*Data excerpt*:
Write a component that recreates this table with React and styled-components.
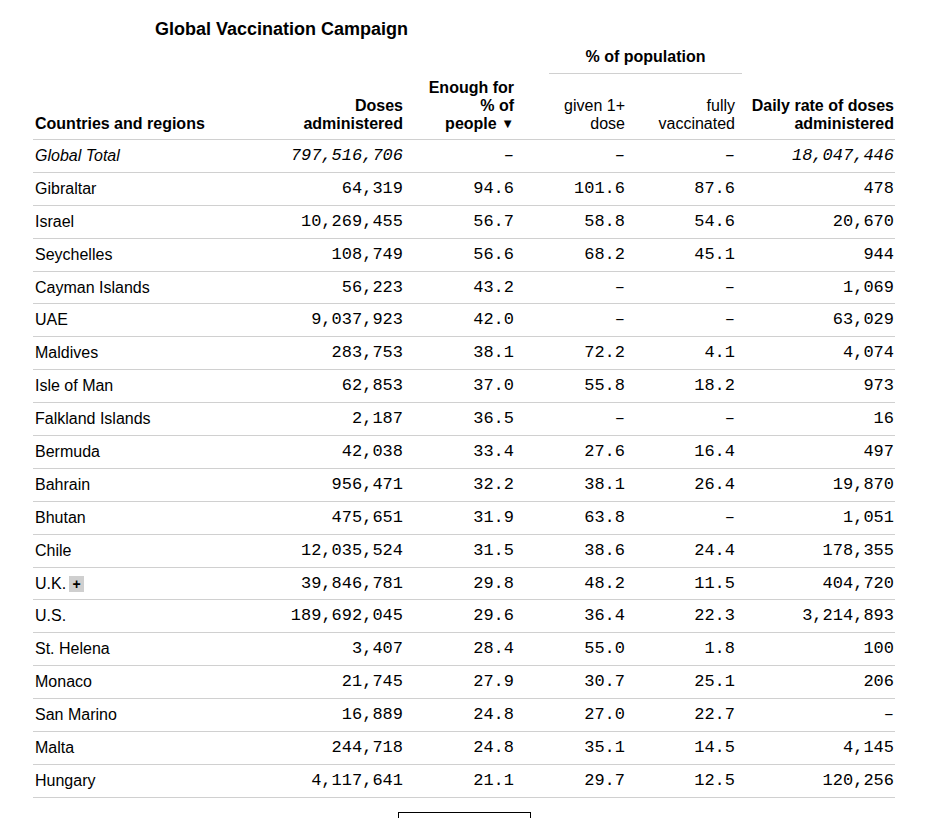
import React from "react";
import styled, { createGlobalStyle } from "styled-components";

const Global = createGlobalStyle`
  html, body { margin: 0; padding: 0; background: #fff; }
  body { font-family: "Liberation Sans", Arial, sans-serif; color: #000; }
`;

const COLS = "227px 150px 111px 111px 110px 153px";

const Page = styled.div`
  padding: 18px 0 0 33px;
  width: 862px;
`;

const Title = styled.h1`
  margin: 0 0 0 122px;
  font-size: 18px;
  line-height: 22px;
  font-weight: 700;
`;

const GroupRow = styled.div`
  display: grid;
  grid-template-columns: ${COLS};
  margin-top: 8px;
`;

const GroupLabel = styled.div`
  grid-column: 4 / 6;
  margin-left: 28px;
  text-align: center;
  font-size: 16px;
  line-height: 18px;
  font-weight: 700;
  padding-bottom: 7px;
  border-bottom: 1px solid #d0d0d0;
`;

const HeadRow = styled.div`
  display: grid;
  grid-template-columns: ${COLS};
  align-items: end;
  margin-top: 5px;
  border-bottom: 1px solid #d0d0d0;
`;

const Th = styled.div`
  font-size: 16px;
  line-height: 18px;
  font-weight: ${(p) => (p.$light ? 400 : 700)};
  text-align: ${(p) => (p.$left ? "left" : "right")};
  padding: 0 ${(p) => (p.$last ? "1px" : "7px")} 6px ${(p) => (p.$left ? "2px" : "0")};
`;

const Arrow = styled.span`
  font-size: 13px;
  vertical-align: 1px;
`;

const Row = styled.div`
  display: grid;
  grid-template-columns: ${COLS};
  align-items: center;
  box-sizing: border-box;
  height: 32.9px;
  border-bottom: 1px solid #d0d0d0;
  font-style: ${(p) => (p.$total ? "italic" : "normal")};
`;

const Name = styled.div`
  padding-left: 2px;
  font-size: 16px;
  line-height: 20px;
  display: flex;
  align-items: center;
`;

const Num = styled.div`
  font-family: "Liberation Mono", "DejaVu Sans Mono", monospace;
  font-size: 17px;
  line-height: 20px;
  text-align: right;
  padding-right: ${(p) => (p.$last ? "1px" : "7px")};
`;

const Badge = styled.span`
  display: inline-flex;
  align-items: center;
  justify-content: center;
  width: 15px;
  height: 16px;
  margin-left: 3px;
  background: #cfcfcf;
  font-size: 14px;
  font-weight: 700;
  font-style: normal;
`;

const MoreButton = styled.button`
  display: block;
  margin: 14px 0 0 365px;
  width: 133px;
  height: 36px;
  background: #fff;
  border: 1px solid #000;
  padding: 0;
`;

const D = "\u2013";

const rows = [
  ["Gibraltar", "64,319", "94.6", "101.6", "87.6", "478"],
  ["Israel", "10,269,455", "56.7", "58.8", "54.6", "20,670"],
  ["Seychelles", "108,749", "56.6", "68.2", "45.1", "944"],
  ["Cayman Islands", "56,223", "43.2", D, D, "1,069"],
  ["UAE", "9,037,923", "42.0", D, D, "63,029"],
  ["Maldives", "283,753", "38.1", "72.2", "4.1", "4,074"],
  ["Isle of Man", "62,853", "37.0", "55.8", "18.2", "973"],
  ["Falkland Islands", "2,187", "36.5", D, D, "16"],
  ["Bermuda", "42,038", "33.4", "27.6", "16.4", "497"],
  ["Bahrain", "956,471", "32.2", "38.1", "26.4", "19,870"],
  ["Bhutan", "475,651", "31.9", "63.8", D, "1,051"],
  ["Chile", "12,035,524", "31.5", "38.6", "24.4", "178,355"],
  ["U.K.", "39,846,781", "29.8", "48.2", "11.5", "404,720", true],
  ["U.S.", "189,692,045", "29.6", "36.4", "22.3", "3,214,893"],
  ["St. Helena", "3,407", "28.4", "55.0", "1.8", "100"],
  ["Monaco", "21,745", "27.9", "30.7", "25.1", "206"],
  ["San Marino", "16,889", "24.8", "27.0", "22.7", D],
  ["Malta", "244,718", "24.8", "35.1", "14.5", "4,145"],
  ["Hungary", "4,117,641", "21.1", "29.7", "12.5", "120,256"],
];

export default function App() {
  return (
    <>
      <Global />
      <Page>
        <Title>Global Vaccination Campaign</Title>
        <GroupRow>
          <GroupLabel>% of population</GroupLabel>
        </GroupRow>
        <HeadRow>
          <Th $left>Countries and regions</Th>
          <Th>Doses<br />administered</Th>
          <Th>Enough for<br />% of<br />people <Arrow>▼</Arrow></Th>
          <Th $light>given 1+<br />dose</Th>
          <Th $light>fully<br />vaccinated</Th>
          <Th $last>Daily rate of doses administered</Th>
        </HeadRow>
        <Row $total>
          <Name>Global Total</Name>
          <Num>797,516,706</Num>
          <Num>{D}</Num>
          <Num>{D}</Num>
          <Num>{D}</Num>
          <Num $last>18,047,446</Num>
        </Row>
        {rows.map((r) => (
          <Row key={r[0]}>
            <Name>
              {r[0]}
              {r[6] && <Badge>+</Badge>}
            </Name>
            <Num>{r[1]}</Num>
            <Num>{r[2]}</Num>
            <Num>{r[3]}</Num>
            <Num>{r[4]}</Num>
            <Num $last>{r[5]}</Num>
          </Row>
        ))}
        <MoreButton aria-label="Show all" />
      </Page>
    </>
  );
}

*What is required*: Transcribe the material exactly, keeping every word and none of the pictures.

*Solution for this task*:
Write a component that recreates this table with React and styled-components.
import React from "react";
import styled, { createGlobalStyle } from "styled-components";

const Global = createGlobalStyle`
  html, body { margin: 0; padding: 0; background: #fff; }
  body { font-family: "Liberation Sans", Arial, sans-serif; color: #000; }
`;

const COLS = "227px 150px 111px 111px 110px 153px";

const Page = styled.div`
  padding: 18px 0 0 33px;
  width: 862px;
`;

const Title = styled.h1`
  margin: 0 0 0 122px;
  font-size: 18px;
  line-height: 22px;
  font-weight: 700;
`;

const GroupRow = styled.div`
  display: grid;
  grid-template-columns: ${COLS};
  margin-top: 8px;
`;

const GroupLabel = styled.div`
  grid-column: 4 / 6;
  margin-left: 28px;
  text-align: center;
  font-size: 16px;
  line-height: 18px;
  font-weight: 700;
  padding-bottom: 7px;
  border-bottom: 1px solid #d0d0d0;
`;

const HeadRow = styled.div`
  display: grid;
  grid-template-columns: ${COLS};
  align-items: end;
  margin-top: 5px;
  border-bottom: 1px solid #d0d0d0;
`;

const Th = styled.div`
  font-size: 16px;
  line-height: 18px;
  font-weight: ${(p) => (p.$light ? 400 : 700)};
  text-align: ${(p) => (p.$left ? "left" : "right")};
  padding: 0 ${(p) => (p.$last ? "1px" : "7px")} 6px ${(p) => (p.$left ? "2px" : "0")};
`;

const Arrow = styled.span`
  font-size: 13px;
  vertical-align: 1px;
`;

const Row = styled.div`
  display: grid;
  grid-template-columns: ${COLS};
  align-items: center;
  box-sizing: border-box;
  height: 32.9px;
  border-bottom: 1px solid #d0d0d0;
  font-style: ${(p) => (p.$total ? "italic" : "normal")};
`;

const Name = styled.div`
  padding-left: 2px;
  font-size: 16px;
  line-height: 20px;
  display: flex;
  align-items: center;
`;

const Num = styled.div`
  font-family: "Liberation Mono", "DejaVu Sans Mono", monospace;
  font-size: 17px;
  line-height: 20px;
  text-align: right;
  padding-right: ${(p) => (p.$last ? "1px" : "7px")};
`;

const Badge = styled.span`
  display: inline-flex;
  align-items: center;
  justify-content: center;
  width: 15px;
  height: 16px;
  margin-left: 3px;
  background: #cfcfcf;
  font-size: 14px;
  font-weight: 700;
  font-style: normal;
`;

const MoreButton = styled.button`
  display: block;
  margin: 14px 0 0 365px;
  width: 133px;
  height: 36px;
  background: #fff;
  border: 1px solid #000;
  padding: 0;
`;

const D = "\u2013";

const rows = [
  ["Gibraltar", "64,319", "94.6", "101.6", "87.6", "478"],
  ["Israel", "10,269,455", "56.7", "58.8", "54.6", "20,670"],
  ["Seychelles", "108,749", "56.6", "68.2", "45.1", "944"],
  ["Cayman Islands", "56,223", "43.2", D, D, "1,069"],
  ["UAE", "9,037,923", "42.0", D, D, "63,029"],
  ["Maldives", "283,753", "38.1", "72.2", "4.1", "4,074"],
  ["Isle of Man", "62,853", "37.0", "55.8", "18.2", "973"],
  ["Falkland Islands", "2,187", "36.5", D, D, "16"],
  ["Bermuda", "42,038", "33.4", "27.6", "16.4", "497"],
  ["Bahrain", "956,471", "32.2", "38.1", "26.4", "19,870"],
  ["Bhutan", "475,651", "31.9", "63.8", D, "1,051"],
  ["Chile", "12,035,524", "31.5", "38.6", "24.4", "178,355"],
  ["U.K.", "39,846,781", "29.8", "48.2", "11.5", "404,720", true],
  ["U.S.", "189,692,045", "29.6", "36.4", "22.3", "3,214,893"],
  ["St. Helena", "3,407", "28.4", "55.0", "1.8", "100"],
  ["Monaco", "21,745", "27.9", "30.7", "25.1", "206"],
  ["San Marino", "16,889", "24.8", "27.0", "22.7", D],
  ["Malta", "244,718", "24.8", "35.1", "14.5", "4,145"],
  ["Hungary", "4,117,641", "21.1", "29.7", "12.5", "120,256"],
];

export default function App() {
  return (
    <>
      <Global />
      <Page>
        <Title>Global Vaccination Campaign</Title>
        <GroupRow>
          <GroupLabel>% of population</GroupLabel>
        </GroupRow>
        <HeadRow>
          <Th $left>Countries and regions</Th>
          <Th>Doses<br />administered</Th>
          <Th>Enough for<br />% of<br />people <Arrow>▼</Arrow></Th>
          <Th $light>given 1+<br />dose</Th>
          <Th $light>fully<br />vaccinated</Th>
          <Th $last>Daily rate of doses administered</Th>
        </HeadRow>
        <Row $total>
          <Name>Global Total</Name>
          <Num>797,516,706</Num>
          <Num>{D}</Num>
          <Num>{D}</Num>
          <Num>{D}</Num>
          <Num $last>18,047,446</Num>
        </Row>
        {rows.map((r) => (
          <Row key={r[0]}>
            <Name>
              {r[0]}
              {r[6] && <Badge>+</Badge>}
            </Name>
            <Num>{r[1]}</Num>
            <Num>{r[2]}</Num>
            <Num>{r[3]}</Num>
            <Num>{r[4]}</Num>
            <Num $last>{r[5]}</Num>
          </Row>
        ))}
        <MoreButton aria-label="Show all" />
      </Page>
    </>
  );
}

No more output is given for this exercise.